Kasus lain adalah perkara tin­dak pidana pencucian uang (TPPU) yang dilakukan ters­ang­ka M Na­zarudin. Kasus ini terkait pem­be­lian saham perdana PT Garuda In­donesia. Nazar diduga melakukan pen­cucian uang ka­rena membeli sa­ham PT Garuda Indonesia de­ngan menggunakan uang hasil tin­dak pidana korupsi, antara lain pe­menangan PT Duta Graha Indah (PT DGI) sebagai pelaksana pro­yek Wisma Atlet SEA Games 2011.

Nazaruddin sebelumnya didak­wa menerima suap terkait pe­me­nangan PT DGI berupa cek se­ni­lai Rp 4,6 miliar. Dalam kasus suap tersebut Nazar divonis pen­jara 4 tahun 10 bulan.
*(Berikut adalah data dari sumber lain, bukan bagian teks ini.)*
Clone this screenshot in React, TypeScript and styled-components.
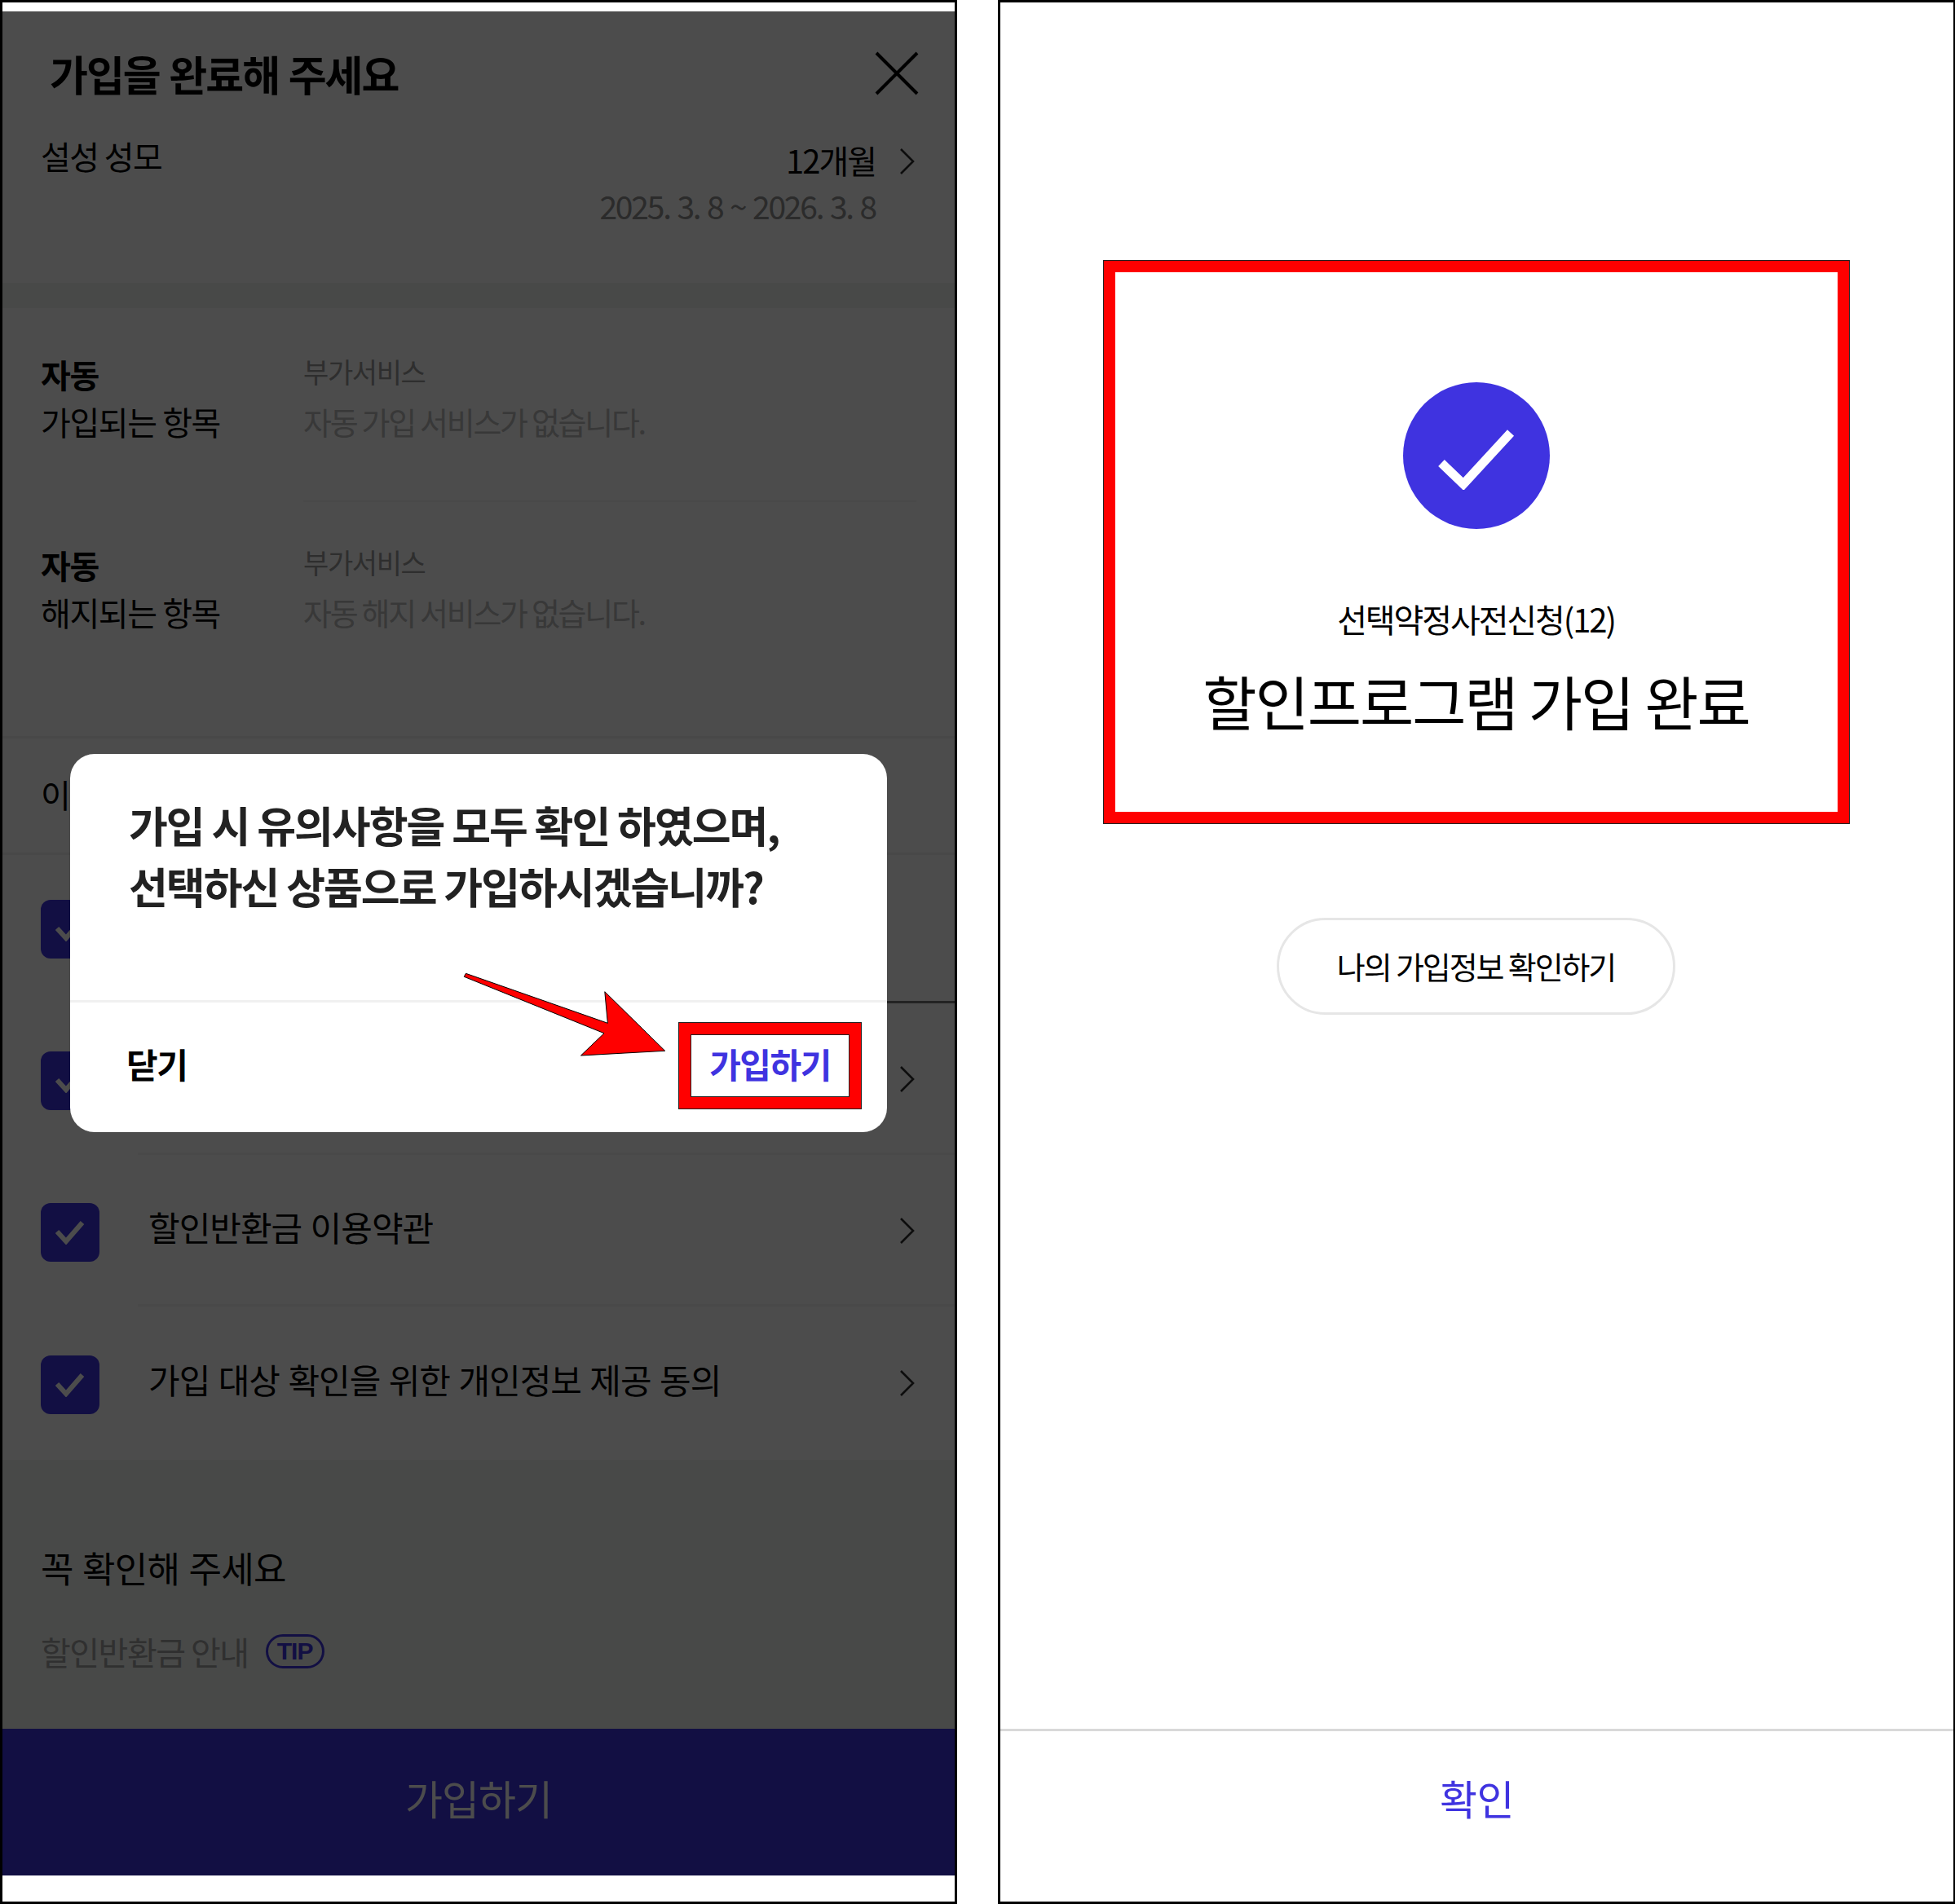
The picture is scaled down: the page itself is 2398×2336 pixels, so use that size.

Adanya indikasi tindak pidana pencucian uang oleh Nazaruddin ini terungkap dalam persidangan kasus dugaan suap Wisma Atlet. Bekas Wakil Direktur Keuangan Permai Grup, Yulianis saat ber­sak­si dalam persidangan Naza­ruddin mengungkapkan bahwa Permai Grup (perusahaan milik Nazaruddin) memborong saham PT Garuda Indonesia senilai total Rp 300,8 miliar pada 2010. Pem­belian saham perdana PT Garuda Indonesia itu dilakukan lima pe­ru­sahaan yang merupakan anak perusahaan Permai Grup.

Kasus lain adalah dugaan pene­ri­­maan hadiah atau janji, terkait de­ngan proyek pembangunan Pem­­bangkit Listrik Tenaga Uap (PLTU) Tarahan, Lampung, tahun 2004. Ter­sangka kasus ini adalah Ketua Ko­misi XI DPR Izederik Emir Moeis.

Emir disangka menerima suap terkait tender boiler PLTU Tara­han yang dimenangi perusahaan asal Amerika Serikat. Suap ter­sebut sebesar 300 ribu dolar ame­rika yang berasal dari PT Alstom Indonesia.

Kasus selanjutnya adalah kasus ko­rupsi pada pengelolaan angga­ran di Inspektorat Jenderal Ke­men­­terian Pendidikan Nasional tahun anggaran 2009, dengan ter­sangka bekas Irjen Kemendiknas M­uhammad Sofyan (MS). KPK me­n­duga Sofyan telah menya­lah­gunakan jabatannya sebaga Irjen Kemendiknas untuk melawan hu­kum, sehingga mengakibatkan ke­rugian keuangan negara senilai Rp 13 miliar.

KPK Pandang Bulu Dalam Pengusutan
Boyamin Saiman, Koordinator MAKI


Koordinator LSM Ma­sya­rakat Antikorupsi (MAKI) Boyamin Saiman heran melihat mangkraknya sejumlah kasus di meja penyidikan Komisi Pem­berantasan Korupsi. Pada­hal, kata dia, ada sejumlah kasus yang begitu cepat di meja penyidik untuk bisa sampai ke tahap penuntutan.

Boyamin khawatir, mang­krak­nya sejumlah kasus di KPK, menimbulkan kecuri­ga­an masyarakat bahwa KPK me­la­kukan tebang pilih.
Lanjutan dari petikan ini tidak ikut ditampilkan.